Bertha and a nurse friend decided to tour parts of Washington state. They happened upon a small farm (10 acres) for sale in Eglon and decided to buy it. The two women lived on and worked the small farm. They cared for the minor illnesses and injuries in the community as well — the only doctor was many miles away.

Bertha’s friend eventually married a local farmer and moved. Bertha then lived alone with her dog for protection and company. She had electric lights, a radio, a good well and the only telephone in the area.

Late on the evening of Oct. 25, 1932, the caretaker of a nearby summer camp knocked on her door asking to use the phone. He had been at the camp drinking with Bertha’s neighbor John Martin and Martin’s two hired hands. He became very drunk and fell asleep, and upon awakening he found that he had been robbed of several valuable items and needed to call the sheriff.  The deputy answering the phone in Port Orchard said someone would be out the next day.

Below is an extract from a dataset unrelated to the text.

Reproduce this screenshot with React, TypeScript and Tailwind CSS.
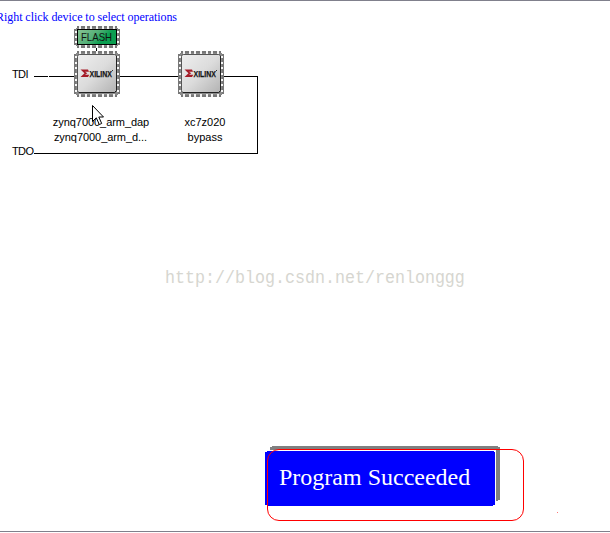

Early the following morning, a very beaten and battered John Martin appeared at her door. She cleaned and dressed his wounds. He told her that his hired men had beaten him while he was in bed as they tried to rob him. In the afternoon, she saw John Martin out plowing, an odd thing to be doing on a late October day and also considering his serious wounds.

Miss Hedlund continued to feel that something was wrong at the Martin farm. The missing hired men were not around. She told the sheriff her observations and theory but had no hard facts. About a month later, she saw John Martin beginning to take his barn apart.  She asked him why. He told her that he was moving the barn over to the area of the recently plowed field.

Bertha Hedlund called Sheriff Dan Blankenship in Port Orchard, telling him that she knew where the missing bodies could be found. The bodies were located and removed to the cemetery, where they were buried using only their known first names.

John Martin pleaded guilty to killing the men and served two consecutive 20-year terms at Walla Walla.

Bertha Hedlund continued to work her small farm and continued to practice nursing. She eventually sold the lower, waterfront five  acres. She died at the age of 95 in 1985.

Information for this article came from “Actual Detective Stories”; The Seattle Times, April 23, 1950; the U.S. Federal Census; the Social Security Death Index; and a Kingston community member who knew Miss Hedlund.